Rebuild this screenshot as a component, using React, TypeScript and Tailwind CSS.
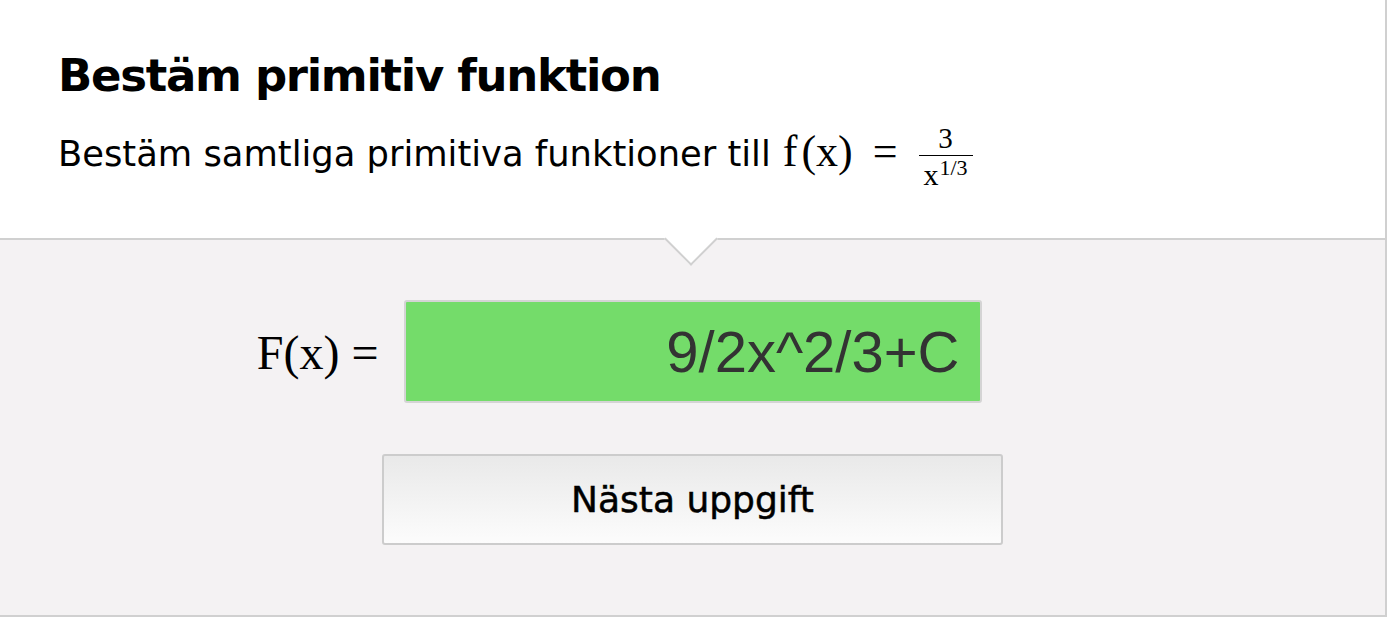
import React from "react";

const sans = "font-['DejaVu_Sans','Noto_Sans',sans-serif]";
const serif = "font-['Liberation_Serif','Times_New_Roman',serif]";

const Fraction: React.FC = () => (
    <span className={`${serif} ml-[21px] inline-flex -translate-y-[18px] flex-col items-center`}>
        <span className="text-[29px] leading-[28px]">3</span>
        <span className="mt-[3px] h-[1px] w-[54px] bg-black" />
        <span className="mt-[5px] text-[30px] leading-[28px]">
            x<span className="relative -top-[10px] ml-[1px] text-[22px]">1/3</span>
        </span>
    </span>
);

const App: React.FC = () => {
    return (
        <div className="w-[1387px] bg-white text-black">
            <div className="h-[238px] border-r-2 border-[#d0d0d0] px-[58px] pt-[46px]">
                <div className={`${sans} text-[45px] font-bold leading-[60px] tracking-[-1.3px]`}>
                    Bestäm primitiv funktion
                </div>
                <div className="mt-[26px] flex items-baseline">
                    <span className={`${sans} text-[35.3px] leading-[40px]`}>
                        Bestäm samtliga primitiva funktioner till
                    </span>
                    <span className={`${serif} ml-[12px] text-[44px] leading-[40px]`}>
                        f<span className="ml-[4px]">(x)</span>
                        <span className="ml-[20px]">=</span>
                    </span>
                    <Fraction />
                </div>
            </div>
            <div className="relative border-y-2 border-r-2 border-[#d0d0d0] bg-[#f4f2f3] pt-[60px] pb-[70px]">
                <div className="absolute left-[672px] -top-[20px] h-[38px] w-[38px] rotate-45 border-b-2 border-r-2 border-[#d0d0d0] bg-white" />
                <div className="grid grid-cols-[1fr_578px_1fr] items-center">
                    <div className={`${serif} justify-self-end pr-[25px] pt-[3px] text-[48px] leading-none`}>
                        F(x) =
                    </div>
                    <div className="flex h-[103px] items-center justify-end rounded-[3px] border-2 border-[#d4d4d4] bg-[#74dc6a] pr-[20px]">
                        <span className="font-['Liberation_Sans',Arial,sans-serif] text-[58px] leading-none text-[#333333]">
                            9/2x^2/3+C
                        </span>
                    </div>
                    <div />
                </div>
                <div className="mt-[51px] flex justify-center">
                    <button
                        className={`${sans} h-[91px] w-[621px] rounded-[3px] border-2 border-[#cccccc] bg-gradient-to-b from-[#e9e9e9] to-[#fcfcfc] text-[36px] text-black [-webkit-text-stroke:0.5px_black]`}
                    >
                        Nästa uppgift
                    </button>
                </div>
            </div>
        </div>
    );
};

export default App;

**Task requirements:**
Reproduce the material above in full, exactly, with no images.

**Exercise solution:**
Rebuild this screenshot as a component, using React, TypeScript and Tailwind CSS.
import React from "react";

const sans = "font-['DejaVu_Sans','Noto_Sans',sans-serif]";
const serif = "font-['Liberation_Serif','Times_New_Roman',serif]";

const Fraction: React.FC = () => (
    <span className={`${serif} ml-[21px] inline-flex -translate-y-[18px] flex-col items-center`}>
        <span className="text-[29px] leading-[28px]">3</span>
        <span className="mt-[3px] h-[1px] w-[54px] bg-black" />
        <span className="mt-[5px] text-[30px] leading-[28px]">
            x<span className="relative -top-[10px] ml-[1px] text-[22px]">1/3</span>
        </span>
    </span>
);

const App: React.FC = () => {
    return (
        <div className="w-[1387px] bg-white text-black">
            <div className="h-[238px] border-r-2 border-[#d0d0d0] px-[58px] pt-[46px]">
                <div className={`${sans} text-[45px] font-bold leading-[60px] tracking-[-1.3px]`}>
                    Bestäm primitiv funktion
                </div>
                <div className="mt-[26px] flex items-baseline">
                    <span className={`${sans} text-[35.3px] leading-[40px]`}>
                        Bestäm samtliga primitiva funktioner till
                    </span>
                    <span className={`${serif} ml-[12px] text-[44px] leading-[40px]`}>
                        f<span className="ml-[4px]">(x)</span>
                        <span className="ml-[20px]">=</span>
                    </span>
                    <Fraction />
                </div>
            </div>
            <div className="relative border-y-2 border-r-2 border-[#d0d0d0] bg-[#f4f2f3] pt-[60px] pb-[70px]">
                <div className="absolute left-[672px] -top-[20px] h-[38px] w-[38px] rotate-45 border-b-2 border-r-2 border-[#d0d0d0] bg-white" />
                <div className="grid grid-cols-[1fr_578px_1fr] items-center">
                    <div className={`${serif} justify-self-end pr-[25px] pt-[3px] text-[48px] leading-none`}>
                        F(x) =
                    </div>
                    <div className="flex h-[103px] items-center justify-end rounded-[3px] border-2 border-[#d4d4d4] bg-[#74dc6a] pr-[20px]">
                        <span className="font-['Liberation_Sans',Arial,sans-serif] text-[58px] leading-none text-[#333333]">
                            9/2x^2/3+C
                        </span>
                    </div>
                    <div />
                </div>
                <div className="mt-[51px] flex justify-center">
                    <button
                        className={`${sans} h-[91px] w-[621px] rounded-[3px] border-2 border-[#cccccc] bg-gradient-to-b from-[#e9e9e9] to-[#fcfcfc] text-[36px] text-black [-webkit-text-stroke:0.5px_black]`}
                    >
                        Nästa uppgift
                    </button>
                </div>
            </div>
        </div>
    );
};

export default App;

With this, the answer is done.